New Jersey resident Cassandra Dock has a message for her state’s public officials: Knock it off.
“We gotta get this together,” Dock told a panel of Gov. Chris Christie’s cabinet officials and state administrators Wednesday during a public hearing on Hurricane Sandy relief funds in Newark, N.J. “Because I’m not happy being all over the news with what’s going on in New Jersey. Knock it off,” she said, her remarks drawing applause.
Christie and his administration are facing state and federal inquiries on multiple fronts. The U.S. attorney in New Jersey and a state legislative committee are probing whether members of his staff organized lane closures along the George Washington Bridge as an act of political retaliation. And the Department of Housing and Urban Development inspector general is auditing the $25 million in Sandy funds spent by the Christie administration on tourism ads featuring the governor and his family during his re-election campaign.
The state committee and the FBI are also looking into claims from Hoboken, N.J. Mayor Dawn Zimmer that members of the governor’s staff, including Commissioner of the Department of Community Affairs Richard Constable, offered to give Sandy aid to her city if she moved forward on a development project favored by the administration. The Christie administration has repeatedly denied those claims.
The state held two hearings this week and postponed a third due to the winter storm as it prepares to distribute a second round of Sandy relief funding totaling $1.46 billion allocated by the Department of Housing and Urban Development.
Dock, along with a handful of the hundred or so New Jersey residents who attended Wednesday’s hearing, used the public hearing to excoriate Christie’s administration over its handling of the billions of dollars in federal Sandy relief funds already spent.
“Good evening. My name is Cassandra Dock, and I will thank you when I find out that you did what you were supposed to do in round one,” she said.
“You should have had hearings about your complete failure with your first batch [of Sandy relief aid] before you did the second,” Donna Jackson, another resident, said. “The hell that people have had to go through in this state, with your handling of this storm. I don’t see how you’re sitting here. I don’t,” she said.
Some residents praised the administration’s reconstruction efforts.

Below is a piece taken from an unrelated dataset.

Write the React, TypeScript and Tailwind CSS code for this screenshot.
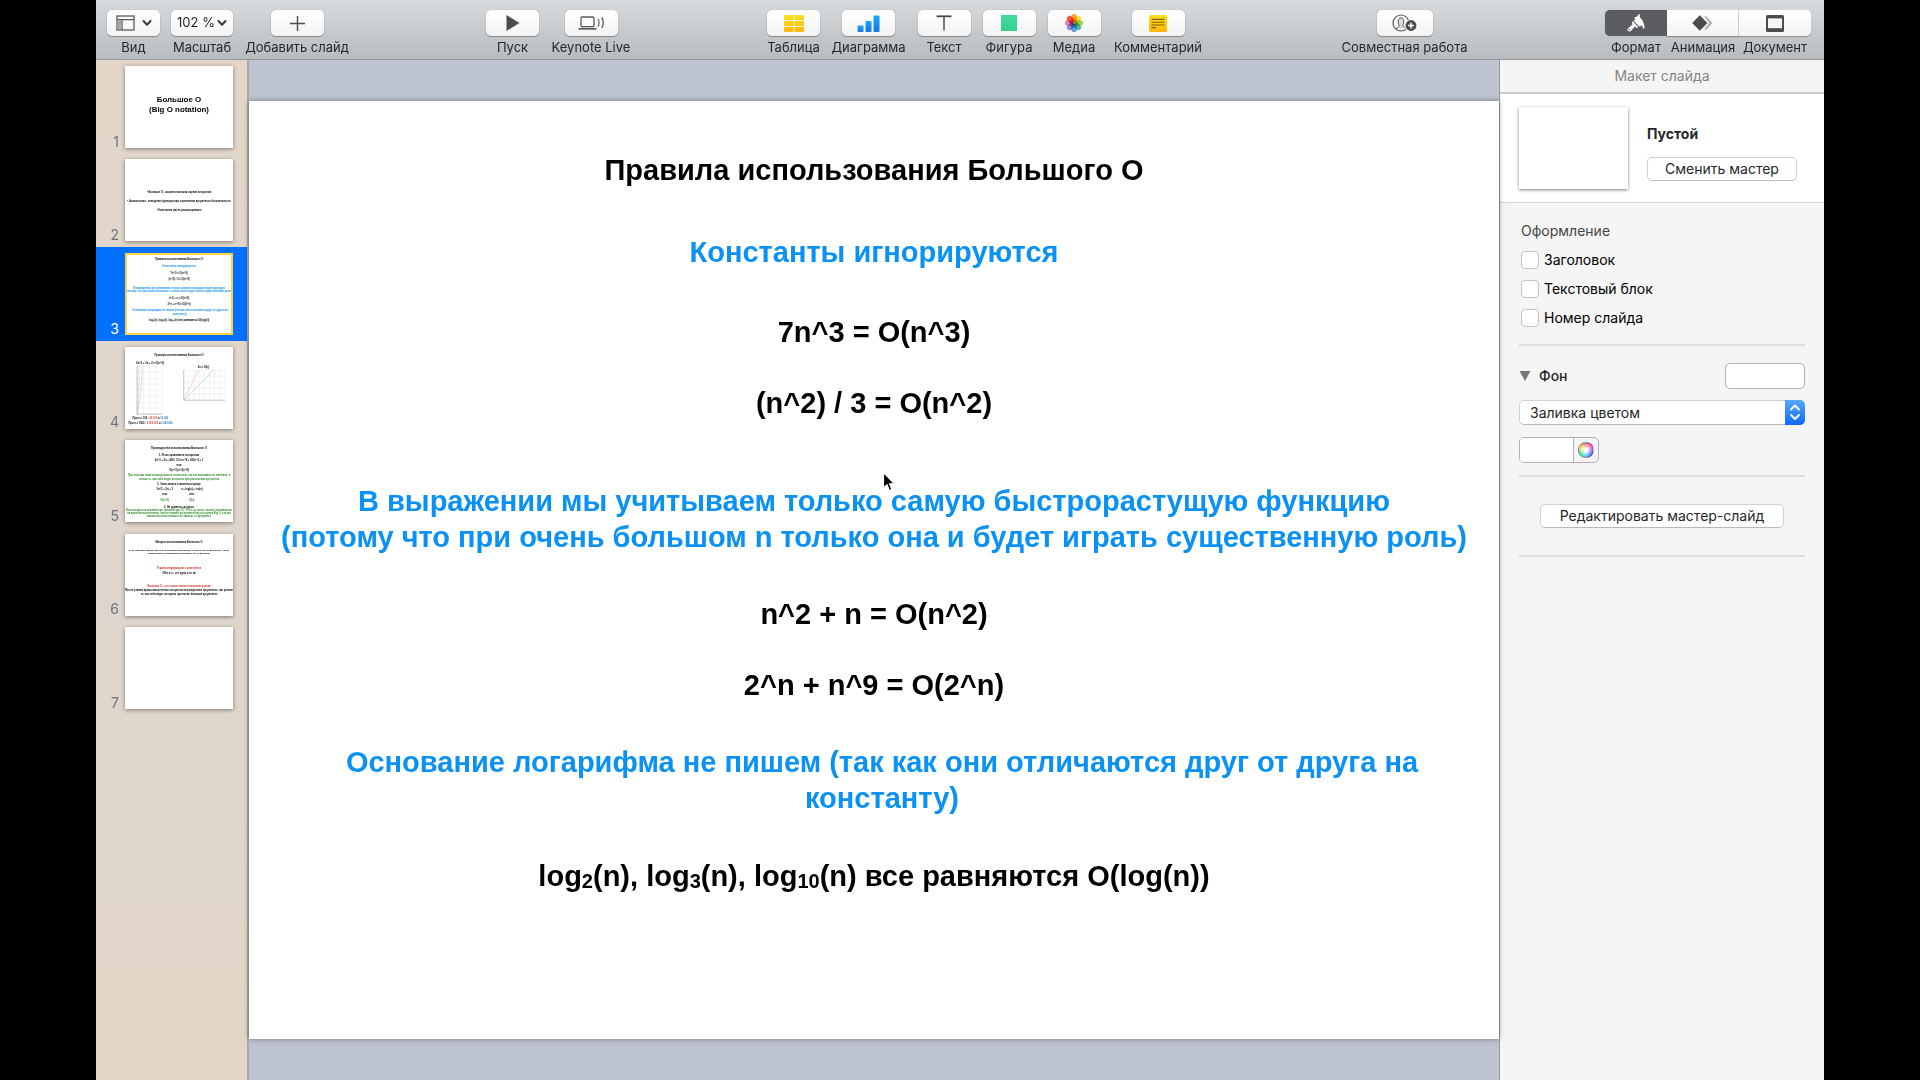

Others criticized the decision to spend $25 million on tourism ads featuring Christie and his family amid his re-election campaign, saying the resources would have been better spent rebuilding the devastated New Jersey coastline.
Deb Ellis, the executive director of the New Jersey Coalition to End Homelessness, called the ad spending “wasteful and not needed.” The state is currently debating a plan to spend an additional $5 million on tourism ads.